* **Your objective**: Below is a listing; write it out exactly and drop any images from it.

* **Stored data**:
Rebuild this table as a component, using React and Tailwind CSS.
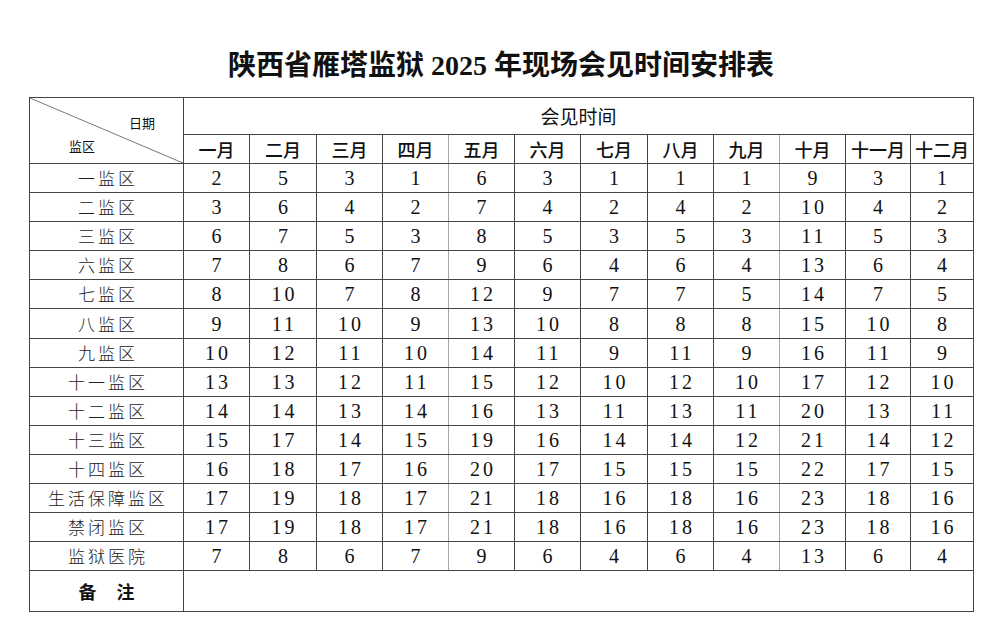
const months = ["一月", "二月", "三月", "四月", "五月", "六月", "七月", "八月", "九月", "十月", "十一月", "十二月"];
const widths = [66, 67, 66, 66, 66, 66, 67, 66, 66, 66, 65, 63];

const rows = [
  ["一监区", [2, 5, 3, 1, 6, 3, 1, 1, 1, 9, 3, 1]],
  ["二监区", [3, 6, 4, 2, 7, 4, 2, 4, 2, 10, 4, 2]],
  ["三监区", [6, 7, 5, 3, 8, 5, 3, 5, 3, 11, 5, 3]],
  ["六监区", [7, 8, 6, 7, 9, 6, 4, 6, 4, 13, 6, 4]],
  ["七监区", [8, 10, 7, 8, 12, 9, 7, 7, 5, 14, 7, 5]],
  ["八监区", [9, 11, 10, 9, 13, 10, 8, 8, 8, 15, 10, 8]],
  ["九监区", [10, 12, 11, 10, 14, 11, 9, 11, 9, 16, 11, 9]],
  ["十一监区", [13, 13, 12, 11, 15, 12, 10, 12, 10, 17, 12, 10]],
  ["十二监区", [14, 14, 13, 14, 16, 13, 11, 13, 11, 20, 13, 11]],
  ["十三监区", [15, 17, 14, 15, 19, 16, 14, 14, 12, 21, 14, 12]],
  ["十四监区", [16, 18, 17, 16, 20, 17, 15, 15, 15, 22, 17, 15]],
  ["生活保障监区", [17, 19, 18, 17, 21, 18, 16, 18, 16, 23, 18, 16]],
  ["禁闭监区", [17, 19, 18, 17, 21, 18, 16, 18, 16, 23, 18, 16]],
  ["监狱医院", [7, 8, 6, 7, 9, 6, 4, 6, 4, 13, 6, 4]],
];

const serif = "font-['Liberation_Serif','Noto_Sans_CJK_SC',serif]";
const sans = "font-['Noto_Sans_CJK_SC','Liberation_Sans',sans-serif]";

// columns 4 and 9 have a lighter right rule in the original
const cellBorder = (i) =>
  i === 3 || i === 8 ? "border border-[#444] border-r-[#a8a8a8]" : "border border-[#444]";

export default function App() {
  return (
    <div className="w-[1002px] h-[643px] bg-white text-[#111]">
      <div className={`h-[97px] pt-[50px] text-center text-[28px] leading-[32px] font-bold ${serif}`}>
        陕西省雁塔监狱 2025 年现场会见时间安排表
      </div>

      <table className="ml-[29px] w-[945px] table-fixed border-collapse">
        <colgroup>
          <col className="w-[154px]" />
          {widths.map((w, i) => (
            <col key={i} style={{ width: w }} />
          ))}
        </colgroup>
        <thead>
          <tr className="h-[36px]">
            <th rowSpan={2} className={`relative border border-[#444] p-0 align-top font-normal ${sans}`}>
              <svg className="absolute inset-0 w-full h-full" viewBox="0 0 154 65" preserveAspectRatio="none">
                <line x1="0" y1="0" x2="154" y2="65" stroke="#555" strokeWidth="0.8" />
              </svg>
              <div className="relative flex flex-col h-[65px] pt-[17px] text-[13px] leading-[16px]">
                <span className="self-end pr-[28px]">日期</span>
                <span className="self-start pl-[39px] mt-[7px]">监区</span>
              </div>
            </th>
            <th colSpan={12} className={`border border-[#444] p-0 text-[19px] font-normal leading-[22px] ${sans}`}>
              会见时间
            </th>
          </tr>
          <tr className="h-[29px]">
            {months.map((m, i) => (
              <th key={m} className={`${cellBorder(i)} p-0 text-[18px] font-medium leading-[20px] ${sans}`}>
                {m}
              </th>
            ))}
          </tr>
        </thead>
        <tbody>
          {rows.map(([name, vals]) => (
            <tr key={name} className="h-[29.1px]">
              <td className={`border border-[#444] p-0 pl-[3px] text-center text-[17px] leading-[20px] tracking-[3px] text-[#222] ${sans} font-light`}>
                {name}
              </td>
              {vals.map((v, i) => (
                <td key={i} className={`${cellBorder(i)} p-0 pl-[3px] text-center text-[20px] leading-[22px] tracking-[3px] ${serif}`}>
                  {v}
                </td>
              ))}
            </tr>
          ))}
          <tr className="h-[41px]">
            <td className={`border border-[#444] p-0 pl-[8px] text-center text-[18px] font-bold tracking-[8px] ${sans}`}>
              备 注
            </td>
            <td colSpan={12} className="border border-[#444]"></td>
          </tr>
        </tbody>
      </table>
    </div>
  );
}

* **Correct result**:
Rebuild this table as a component, using React and Tailwind CSS.
const months = ["一月", "二月", "三月", "四月", "五月", "六月", "七月", "八月", "九月", "十月", "十一月", "十二月"];
const widths = [66, 67, 66, 66, 66, 66, 67, 66, 66, 66, 65, 63];

const rows = [
  ["一监区", [2, 5, 3, 1, 6, 3, 1, 1, 1, 9, 3, 1]],
  ["二监区", [3, 6, 4, 2, 7, 4, 2, 4, 2, 10, 4, 2]],
  ["三监区", [6, 7, 5, 3, 8, 5, 3, 5, 3, 11, 5, 3]],
  ["六监区", [7, 8, 6, 7, 9, 6, 4, 6, 4, 13, 6, 4]],
  ["七监区", [8, 10, 7, 8, 12, 9, 7, 7, 5, 14, 7, 5]],
  ["八监区", [9, 11, 10, 9, 13, 10, 8, 8, 8, 15, 10, 8]],
  ["九监区", [10, 12, 11, 10, 14, 11, 9, 11, 9, 16, 11, 9]],
  ["十一监区", [13, 13, 12, 11, 15, 12, 10, 12, 10, 17, 12, 10]],
  ["十二监区", [14, 14, 13, 14, 16, 13, 11, 13, 11, 20, 13, 11]],
  ["十三监区", [15, 17, 14, 15, 19, 16, 14, 14, 12, 21, 14, 12]],
  ["十四监区", [16, 18, 17, 16, 20, 17, 15, 15, 15, 22, 17, 15]],
  ["生活保障监区", [17, 19, 18, 17, 21, 18, 16, 18, 16, 23, 18, 16]],
  ["禁闭监区", [17, 19, 18, 17, 21, 18, 16, 18, 16, 23, 18, 16]],
  ["监狱医院", [7, 8, 6, 7, 9, 6, 4, 6, 4, 13, 6, 4]],
];

const serif = "font-['Liberation_Serif','Noto_Sans_CJK_SC',serif]";
const sans = "font-['Noto_Sans_CJK_SC','Liberation_Sans',sans-serif]";

// columns 4 and 9 have a lighter right rule in the original
const cellBorder = (i) =>
  i === 3 || i === 8 ? "border border-[#444] border-r-[#a8a8a8]" : "border border-[#444]";

export default function App() {
  return (
    <div className="w-[1002px] h-[643px] bg-white text-[#111]">
      <div className={`h-[97px] pt-[50px] text-center text-[28px] leading-[32px] font-bold ${serif}`}>
        陕西省雁塔监狱 2025 年现场会见时间安排表
      </div>

      <table className="ml-[29px] w-[945px] table-fixed border-collapse">
        <colgroup>
          <col className="w-[154px]" />
          {widths.map((w, i) => (
            <col key={i} style={{ width: w }} />
          ))}
        </colgroup>
        <thead>
          <tr className="h-[36px]">
            <th rowSpan={2} className={`relative border border-[#444] p-0 align-top font-normal ${sans}`}>
              <svg className="absolute inset-0 w-full h-full" viewBox="0 0 154 65" preserveAspectRatio="none">
                <line x1="0" y1="0" x2="154" y2="65" stroke="#555" strokeWidth="0.8" />
              </svg>
              <div className="relative flex flex-col h-[65px] pt-[17px] text-[13px] leading-[16px]">
                <span className="self-end pr-[28px]">日期</span>
                <span className="self-start pl-[39px] mt-[7px]">监区</span>
              </div>
            </th>
            <th colSpan={12} className={`border border-[#444] p-0 text-[19px] font-normal leading-[22px] ${sans}`}>
              会见时间
            </th>
          </tr>
          <tr className="h-[29px]">
            {months.map((m, i) => (
              <th key={m} className={`${cellBorder(i)} p-0 text-[18px] font-medium leading-[20px] ${sans}`}>
                {m}
              </th>
            ))}
          </tr>
        </thead>
        <tbody>
          {rows.map(([name, vals]) => (
            <tr key={name} className="h-[29.1px]">
              <td className={`border border-[#444] p-0 pl-[3px] text-center text-[17px] leading-[20px] tracking-[3px] text-[#222] ${sans} font-light`}>
                {name}
              </td>
              {vals.map((v, i) => (
                <td key={i} className={`${cellBorder(i)} p-0 pl-[3px] text-center text-[20px] leading-[22px] tracking-[3px] ${serif}`}>
                  {v}
                </td>
              ))}
            </tr>
          ))}
          <tr className="h-[41px]">
            <td className={`border border-[#444] p-0 pl-[8px] text-center text-[18px] font-bold tracking-[8px] ${sans}`}>
              备 注
            </td>
            <td colSpan={12} className="border border-[#444]"></td>
          </tr>
        </tbody>
      </table>
    </div>
  );
}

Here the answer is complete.